2. The reservoir assembly of claim 1, wherein a cross-sectional profile of the riser at the bottom end corresponds to a cross-sectional profile of the reservoir at the top end.

3. The reservoir assembly of claim 1, wherein a first groove is defined in an inner surface of the sidewall of the reservoir at the top end and a second mating groove is defined in an outer surface of the sidewall of the riser at the bottom end, and wherein a first tab defined by the first groove is disposed within the second groove and a second tab defined by the second groove is disposed within the first groove to connect the bottom end of the riser to the top end of the reservoir.

4. The reservoir assembly of claim 1, further comprising a fluid level sensor disposed within the interior of the riser.

5. The reservoir assembly of claim 4, wherein the fluid level sensor is one of an optical sensor, an infrared sensor, an ultrasonic sensor, an acoustic sensor or a pressure sensor.

6. The reservoir assembly of claim 1, wherein the lid comprises a body defining an interior, the body comprising a top wall and a sidewall extending from the top wall along a vertical direction between a top end and a bottom end, the bottom end defining an opening for accessing the interior, the top end of the riser connected to the bottom end of the lid.

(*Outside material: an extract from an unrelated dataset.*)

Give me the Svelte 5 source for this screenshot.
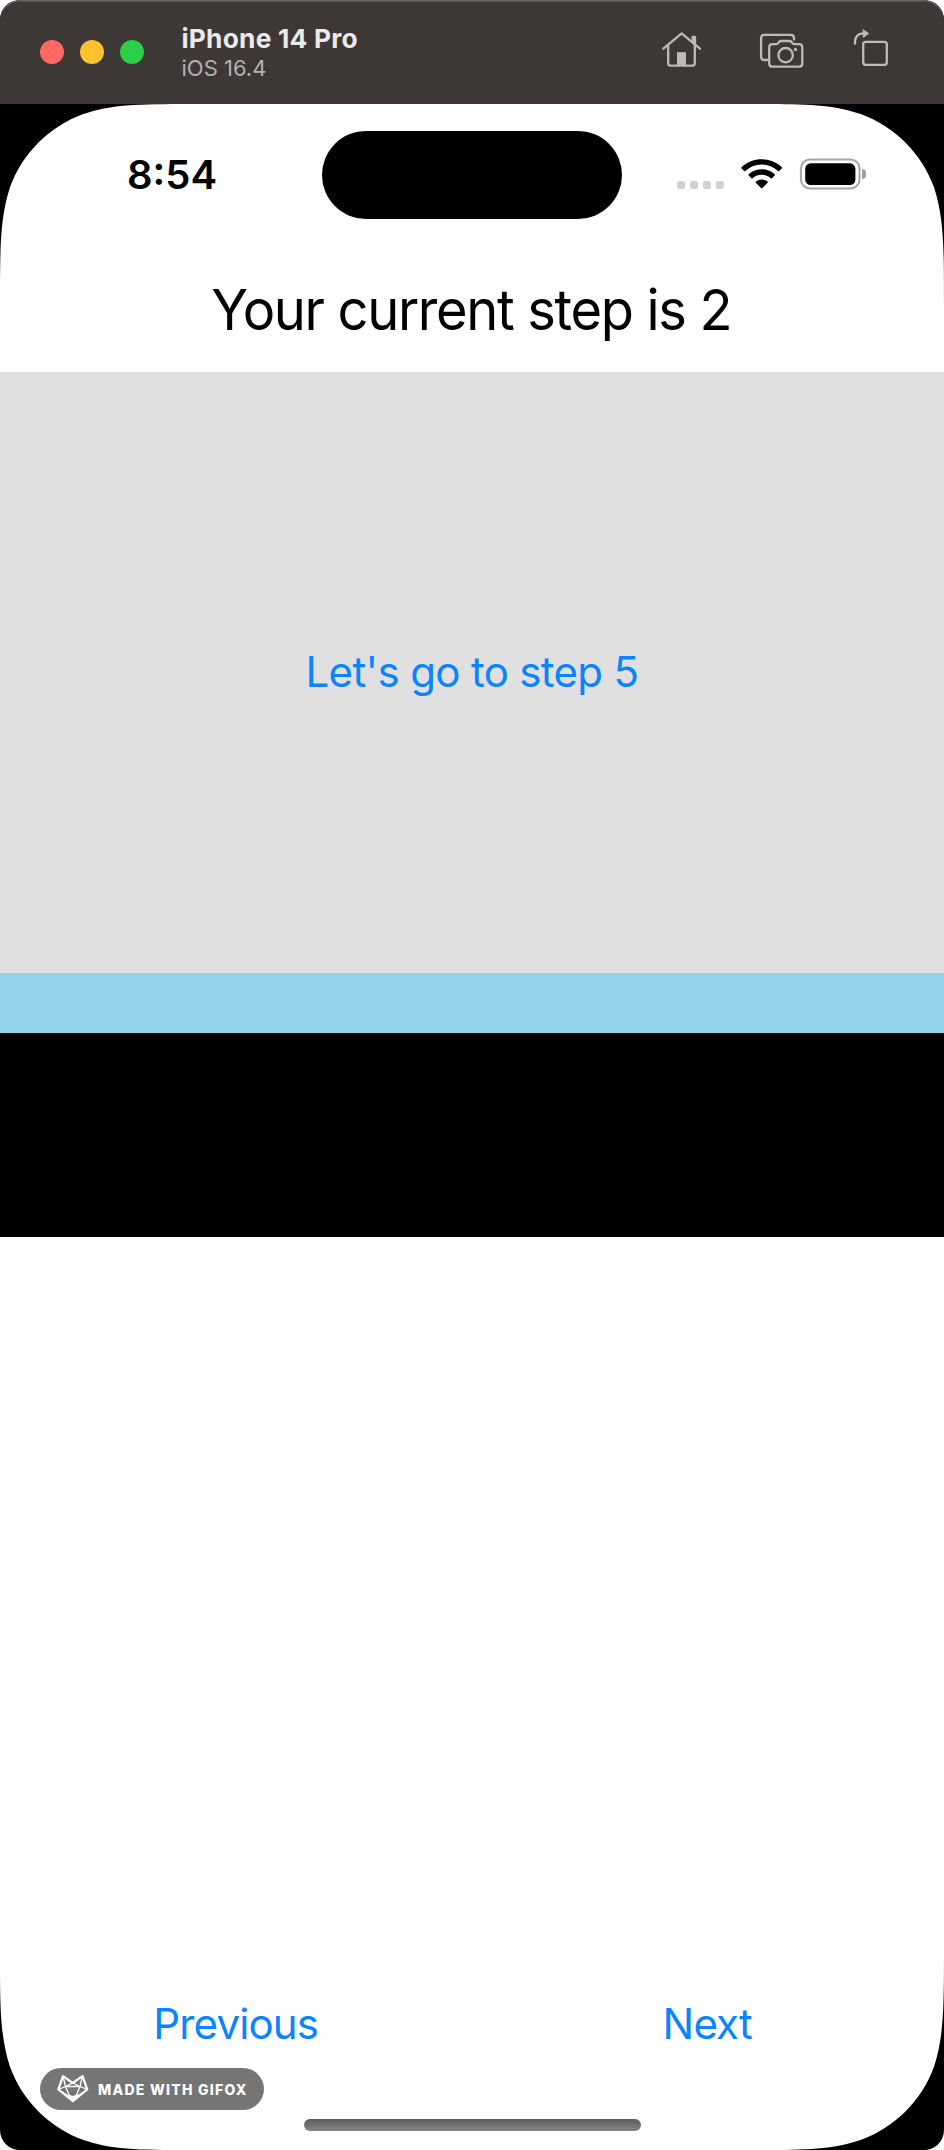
<script>
  let step = $state(2);
  const lights = ['#ff6961', '#ffc130', '#2dce48'];
</script>

<div class="simulator">
  <header class="titlebar">
    <div class="lights">
      {#each lights as color}
        <span style:background={color}></span>
      {/each}
    </div>
    <div class="device">
      <strong>iPhone 14 Pro</strong>
      <small>iOS 16.4</small>
    </div>
    <svg class="tools" width="234" height="50" viewBox="0 0 234 50" fill="none" stroke="#bdbaba" stroke-width="2.3" stroke-linecap="round" stroke-linejoin="round">
      <path d="M3.3 23.7 21.7 8.4 39.9 23.7" />
      <path d="M8.2 20.5V38.2Q8.2 40.6 10.6 40.6H32.4Q34.8 40.6 34.8 38.2V20.5" />
      <path d="M32.7 16V12H35V18" />
      <path d="M17 27.2H26V40.6H17Z" fill="#bdbaba" stroke="none" />
      <path d="M108 35H104.3Q101.1 35 101.1 31.8V13Q101.1 9.8 104.3 9.8H130.8Q134 9.8 134 13V14.5" />
      <path d="M109.2 22.5Q109.2 19.2 112.5 19.2H115.8Q117.3 19.2 118.1 18.2L119 17Q119.8 16 121.4 16H129.2Q130.8 16 131.6 17L132.5 18.2Q133.3 19.2 134.8 19.2H139Q142.3 19.2 142.3 22.5V38.4Q142.3 41.7 139 41.7H112.5Q109.2 41.7 109.2 38.4Z" />
      <circle cx="125.6" cy="30.2" r="7.2" />
      <circle cx="135.5" cy="24.5" r="1.7" fill="#bdbaba" stroke="none" />
      <path d="M195 18.7C194.5 12 198 8.4 203.5 8.4" />
      <path d="M203.4 4.9 208.6 8.5 203.4 12.2Z" fill="#bdbaba" stroke-width="1" />
      <rect x="203.2" y="16.8" width="23.6" height="23" rx="2.5" />
    </svg>
  </header>

  <main class="screen">
    <div class="status">
      <time>8:54</time>
      <div class="island"></div>
      <svg class="signals" width="200" height="40" viewBox="0 0 200 40">
        <g fill="#d1d1d1">
          <rect x="10.2" y="26" width="8" height="8" rx="2.3" />
          <rect x="23.1" y="26" width="8" height="8" rx="2.3" />
          <rect x="36" y="26" width="8" height="8" rx="2.3" />
          <rect x="48.8" y="26" width="8" height="8" rx="2.3" />
        </g>
        <g>
          <path d="M74.6 12.2C85.8 1.6 103.6 1.6 114.8 12.2Q115.4 12.9 114.8 13.5L112.2 16Q111.6 16.5 111 16C101.8 7.4 87.6 7.4 78.4 16Q77.8 16.5 77.2 16L74.6 13.5Q74 12.9 74.6 12.2Z" />
          <path d="M81.7 19.3C89 12.7 100.4 12.7 107.7 19.3Q108.3 20 107.7 20.6L105 23.3Q104.5 23.7 103.9 23.2C98.7 18.6 90.7 18.6 85.5 23.2Q84.9 23.7 84.4 23.3L81.7 20.6Q81.1 20 81.7 19.3Z" />
          <path d="M88.9 26.5C92.2 23.8 97.2 23.8 100.5 26.5Q101.2 27.1 100.6 27.7L95.4 32.9Q94.7 33.5 94 32.9L88.8 27.7Q88.2 27.1 88.9 26.5Z" />
        </g>
        <rect x="133.9" y="4.4" width="58.6" height="29" rx="9" fill="none" stroke="#a6a6a6" stroke-width="2" />
        <rect x="138.2" y="8.3" width="50.2" height="21.8" rx="5.5" />
      </svg>
      <span class="nub"></span>
    </div>

    <h1><span>Your current step is {step}</span></h1>
    <section class="content">
      <button onclick={() => (step = 5)}>Let's go to step 5</button>
    </section>
    <div class="blue"></div>
    <div class="black"></div>
    <nav>
      <button class="nav" onclick={() => (step -= 1)}>Previous</button>
      <button class="nav" onclick={() => (step += 1)}>Next</button>
    </nav>

    <div class="badge">
      <svg width="32" height="30" viewBox="0 0 32 30" fill="none" stroke="#fff" stroke-linejoin="round">
        <path stroke-width="2.2" d="M6 2.2 15.7 9 25.5 2.2 30.3 15.5 15.9 27.2 1.3 15.5Z" />
        <path stroke-width="1.3" d="M6 2.2 8.5 12.5 1.3 15.5 13 23 8.5 12.5 15.7 9 23 12.5 18.6 23 30.3 15.5 23 12.5 25.5 2.2M8.5 12.5H23M6 2.2 1.8 15M25.5 2.2 29.8 15" />
        <path fill="#fff" stroke="none" d="M11.5 20.5 15.8 22 20.2 20.5 18.6 25.3 15.9 27.6 13 25.3Z" />
      </svg>
      <span>MADE WITH GIFOX</span>
    </div>
    <div class="home"></div>
  </main>
</div>

<style>
  :global(body) {
    margin: 0;
    background: #fff;
  }
  .simulator {
    width: 944px;
    height: 2150px;
    display: flex;
    flex-direction: column;
    overflow: hidden;
    border-radius: 20px;
    background: #000;
    font-family: Inter, 'Liberation Sans', sans-serif;
  }
  .titlebar {
    box-sizing: border-box;
    height: 104px;
    flex: none;
    display: flex;
    align-items: center;
    padding: 0 50px 0 40px;
    background: #3d3735;
    border-radius: 20px 20px 0 0;
    box-shadow: inset 0 2px 0 -0.4px #6a6766;
  }
  .lights {
    display: flex;
    gap: 16px;
  }
  .lights span {
    width: 24px;
    height: 24px;
    border-radius: 50%;
  }
  .device {
    margin-left: 37.5px;
    display: flex;
    flex-direction: column;
  }
  strong {
    font-size: 26.3px;
    line-height: 32px;
    font-weight: 700;
    letter-spacing: 0.22px;
    color: #ebeaea;
  }
  small {
    font-size: 22px;
    line-height: 26px;
    color: #b3b0af;
  }
  .tools {
    margin-left: auto;
    margin-bottom: 4px;
  }
  .screen {
    position: relative;
    flex: 1;
    display: flex;
    flex-direction: column;
    background: #fff;
    clip-path: path('M201.8 0H742.2C800.3 0 829.4 0 855.6 8.6L860.6 9.9C894.8 22.3 921.7 49.2 934.1 83.4C944 114.6 944 143.7 944 201.8V1844.2C944 1902.3 944 1931.4 934.1 1962.6C921.7 1996.8 894.8 2023.7 860.6 2036.1L855.6 2037.4C829.4 2046 800.3 2046 742.2 2046H201.8C143.7 2046 114.6 2046 88.4 2037.4L83.4 2036.1C49.2 2023.7 22.3 1996.8 9.9 1962.6C0 1931.4 0 1902.3 0 1844.2V201.8C0 143.7 0 114.6 9.9 83.4C22.3 49.2 49.2 22.3 83.4 9.9L88.4 8.6C114.6 0 143.7 0 201.8 0Z');
  }
  .status {
    height: 142px;
    flex: none;
    display: flex;
    align-items: center;
  }
  time {
    width: 194.5px;
    padding-left: 127px;
    font-size: 40px;
    font-weight: 600;
    line-height: 48px;
  }
  .island {
    width: 300.5px;
    height: 88px;
    border-radius: 44px;
    background: #000;
  }
  .signals {
    margin-left: 45px;
  }
  .nub {
    width: 3.5px;
    height: 10px;
    margin-left: -5px;
    margin-top: -2px;
    border-radius: 0 4px 4px 0;
    background: #a0a0a0;
  }
  h1 {
    margin: 0;
    height: 126px;
    line-height: 128px;
    text-align: center;
    font-size: 56.5px;
    font-weight: 400;
  }
  h1 span {
    display: inline-block;
    letter-spacing: -1.4px;
    transform: translateX(-0.5px) scaleX(0.96);
  }
  .content {
    height: 600.5px;
    flex: none;
    display: flex;
    align-items: center;
    justify-content: center;
    background: #e0e0e0;
  }
  button {
    border: 0;
    padding: 0;
    background: none;
    color: #0a84ff;
    font: 400 42px/52px Inter, 'Liberation Sans', sans-serif;
    letter-spacing: -0.65px;
  }
  .blue {
    height: 60px;
    flex: none;
    background: #91d3ed;
  }
  .black {
    height: 204px;
    flex: none;
    background: #000;
  }
  nav {
    flex: 1;
    display: grid;
    grid-template-columns: 1fr 1fr;
    align-items: end;
    padding: 0 1px 100px 0;
  }
  .nav {
    letter-spacing: -0.85px;
  }
  .badge {
    position: absolute;
    left: 40px;
    bottom: 40px;
    box-sizing: border-box;
    width: 224px;
    height: 42px;
    display: flex;
    align-items: center;
    gap: 9px;
    padding-left: 17px;
    border-radius: 21px;
    background: #757575;
    color: #fff;
    font-size: 14px;
    font-weight: 800;
    letter-spacing: 1.25px;
    white-space: nowrap;
  }
  .home {
    position: absolute;
    left: 304px;
    bottom: 19px;
    width: 336.5px;
    height: 12px;
    border-radius: 6px;
    background: linear-gradient(#5c5c5c, #868686);
  }
</style>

7. The reservoir assembly of claim 6, wherein a third groove is defined in an inner surface of the sidewall of the riser at the top end and a fourth mating groove is defined in an outer surface of the sidewall of the lid at the bottom end, and wherein a third tab defined by the third groove is disposed within the fourth groove and a fourth tab defined by the fourth groove is disposed within the third groove to connect the bottom end of the lid to the top end of the riser.

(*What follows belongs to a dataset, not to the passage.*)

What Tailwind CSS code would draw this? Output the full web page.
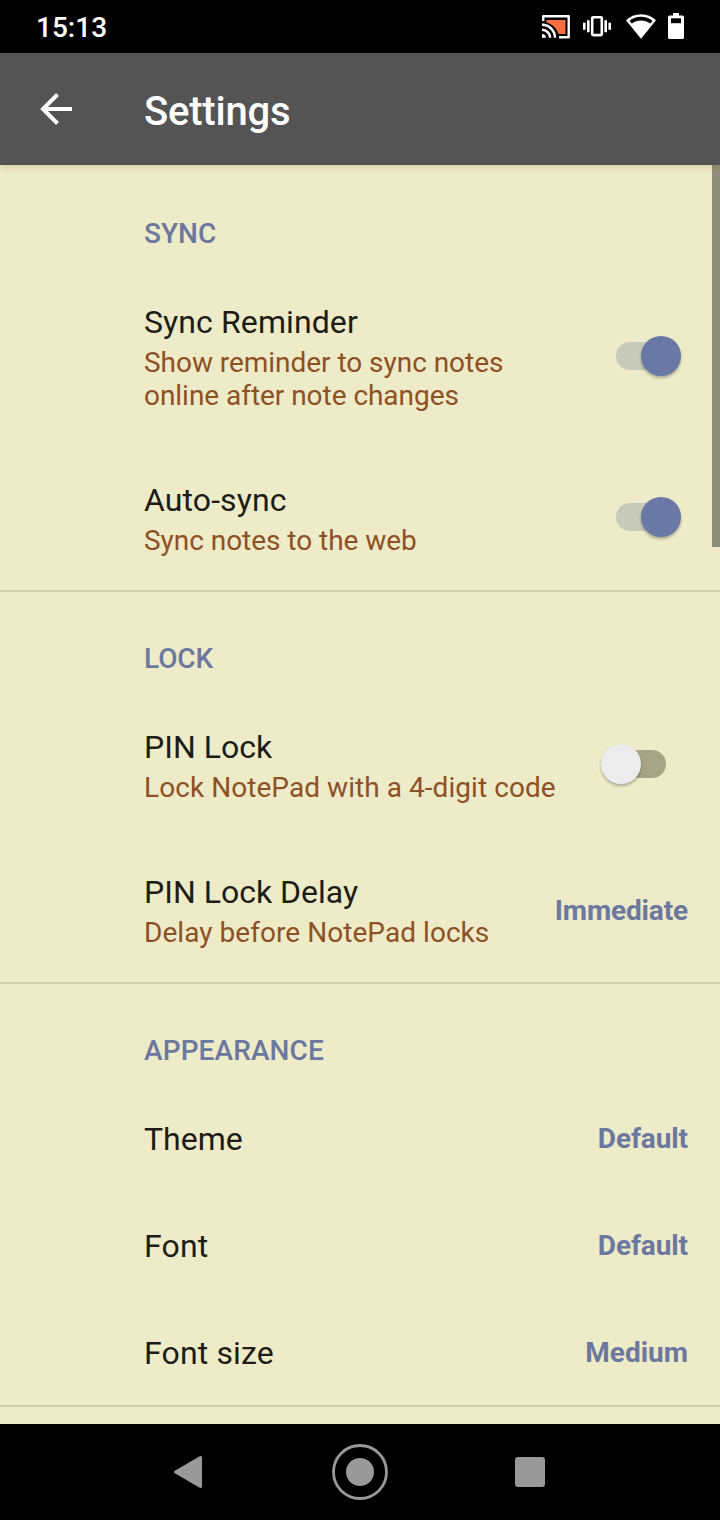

8. A docking station assembly for a beverage dispenser having a reservoir, comprising:

a docking station, the docking station comprising: a base; a fluid conduit extending at least partially within the base and between a first end and a second end for flowing fluid therethrough; a valve coupled to the fluid conduit for regulating the flow of fluid through the fluid conduit; and a controller in operative communication with the valve and operable for selectively opening the valve to direct a flow of fluid therethrough and closing the valve to inhibit a flow of fluid therethrough;

a riser connectable to the reservoir, the riser comprising a sidewall extending along a vertical direction between a bottom end and a top end, the sidewall defining an interior; and

a fill tube extending through the sidewall of the riser for flowing fluid into the reservoir, the fill tube connectable to the fluid conduit for flowing fluid from the fluid conduit into the reservoir.

9. The docking station assembly of claim 8, further comprising a fluid level sensor disposed within the interior of the riser.

10. The docking station assembly of claim 9, wherein the fluid level sensor is one of an optical sensor, an infrared sensor, an ultrasonic sensor, an acoustic sensor or a pressure sensor.

11. The docking station assembly of claim 8, wherein the base comprises a tower and a projection extending from the tower, the projection positionable over the reservoir.

12. The docking station assembly of claim 11, wherein the base further comprises a flexible neck extending between the tower and the projection, the neck pivotally coupling the projection to the tower.

13. The docking station assembly of claim 8, wherein the fluid conduit is connectable to a fluid supply.

14. The docking station assembly of claim 13, wherein the base extends between a top portion and a bottom portion and base defines an opening at the bottom portion of the base, the opening sized for receiving a supply line of a fluid supply.

15. The docking station assembly of claim 8, wherein the base comprises an electrical socket for receiving a plug of the beverage dispenser.

16. A docking station assembly for a beverage dispenser, comprising:

a docking station, the docking station comprising: a base; a fluid conduit extending at least partially within the base and between a first end and a second end for flowing fluid therethrough; a valve coupled to the fluid conduit for regulating the flow of fluid through the fluid conduit; and

a controller in operative communication with the valve and operable for selectively opening the valve to direct a flow of fluid therethrough and closing the valve to inhibit a flow of fluid therethrough; and

a reservoir assembly, the reservoir assembly comprising: a reservoir, the reservoir comprising a body defining an interior, the body comprising a bottom wall and a sidewall extending from the bottom wall along a vertical direction between a bottom end and a top end, the top end defining an opening for accessing the interior; a lid connectable to the top end of the reservoir, the lid spaced from the top end along the vertical direction; a riser disposed between the reservoir and the lid, the riser comprising a sidewall extending along a vertical direction between a bottom end and a top end, the sidewall defining an interior, the bottom end of the riser connected to the top end of the reservoir, the top end of the riser connected to the lid; and a fill tube extending through the sidewall of the riser for flowing fluid into the interior of the reservoir, the fill tube connectable to the fluid conduit for flowing fluid from the fluid conduit into the reservoir.

17. The docking station assembly of claim 16, wherein a cross-sectional profile of the riser at the bottom end corresponds to a cross-sectional profile of the reservoir at the top end.

18. The docking station assembly of claim 16, wherein a first groove is defined in an inner surface of the sidewall of the reservoir at the top end and a second mating groove is defined in an outer surface of the sidewall of the riser at the bottom end, and wherein a first tab defined by the first groove is disposed within the second groove and a second tab defined by the second groove is disposed within the first groove to connect the bottom end of the riser to the top end of the reservoir.

19. The docking station assembly of claim 16, further comprising a fluid level sensor disposed within the interior of the riser.

20. The docking station assembly of claim 19, wherein the fluid level sensor is one of an optical sensor, an infrared sensor, an ultrasonic sensor, an acoustic sensor or a pressure sensor.